A Quick Note
2020 has left many of us isolated and in need of encouragement. Our desire is to draw strength, peace, and guidance from the Bible as we begin 2021 together. We know many who are struggling to find rhythms and time alone and with God right now. We understand, can relate, and want to help.
Therapist Marnee Alfson regularly uses the practice of Lectio Divina to meditate on Scripture. She’s used her wisdom and expertise to create this four-session guide to lead participants through John 4:4-26 in a way that allows us space to encounter our amazing God.
Just print the attached guide, find the quietest place you can, light a candle, get cozy under a blanket, and prepare your heart and mind to savor Scripture and let it speak to you.
For more details on Lectio Divina or to to print the, Encountering God Through Lectio Divina resource for yourself or your small group, click on any of the pictures in this post, or link directly to it here.

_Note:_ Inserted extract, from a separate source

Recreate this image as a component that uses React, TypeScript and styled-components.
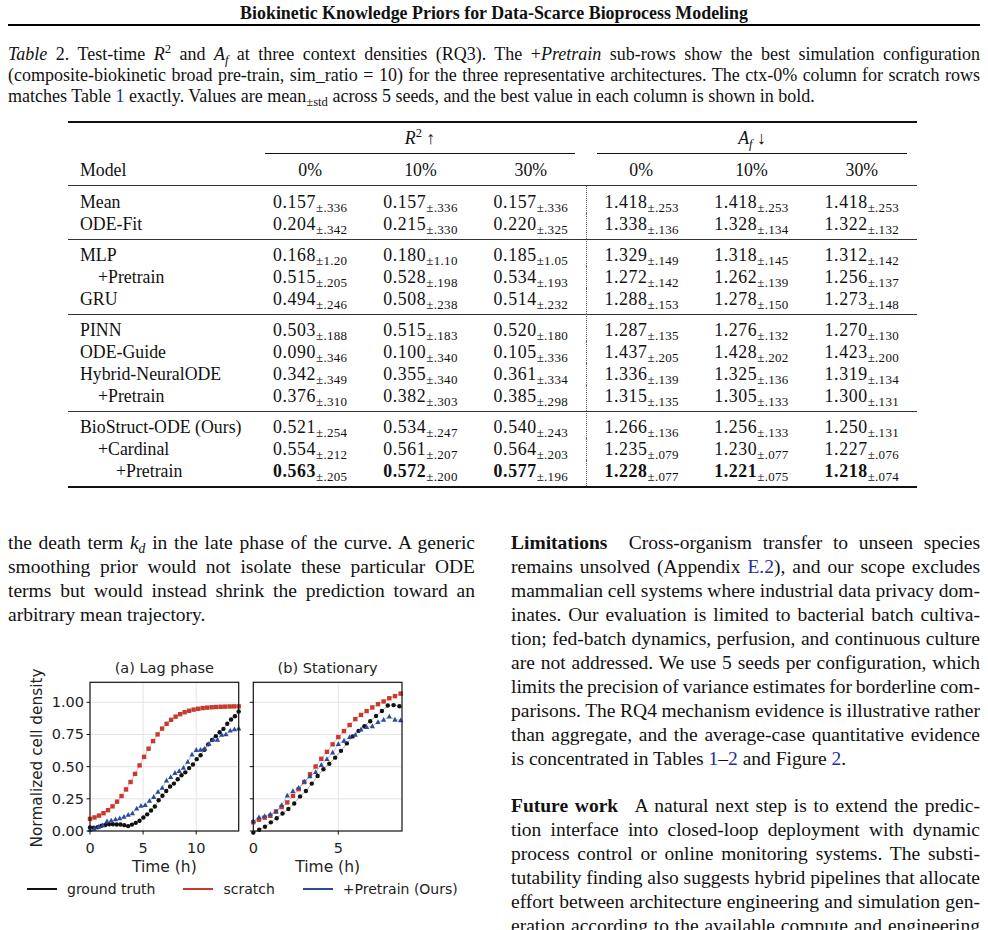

If you’ve already participated in our online Lectio Divina study of John 4, or want to delve further into the practice of scripture meditation, simply substitute John 4 for another passage. We suggest the following to get started or continue your practice:
- Genesis 45
- Psalm 8
- Psalm 19
- Daniel 3
- Mark 5:25-34
- Luke 5:1-11
Things to Have on Hand as You Engage in Scripture Meditation
- A copy of the Encountering God Through Lectio Divina resource
- A candle
- A Bible
- A notebook or journal
About our Lectio Divina Author:
Marnee Alfson is an EMDR trained trauma specialist in private practice in Vancouver, WA. Marnee received her training under the direction of leading author and developer of Story Informed Trauma Therapy (SITT), Byron Kehler, MS. She has worked with survivors of various traumas such as sexual and/or domestic assault, displacement, first responders, attachment in relationships, body image, life transitions and mood management.
She believes we gain strength, courage and confidence by every experience we choose to walk through. Trauma recovery therapy is an important part of hope in helping other survivors live their lives free of the pain they have experienced.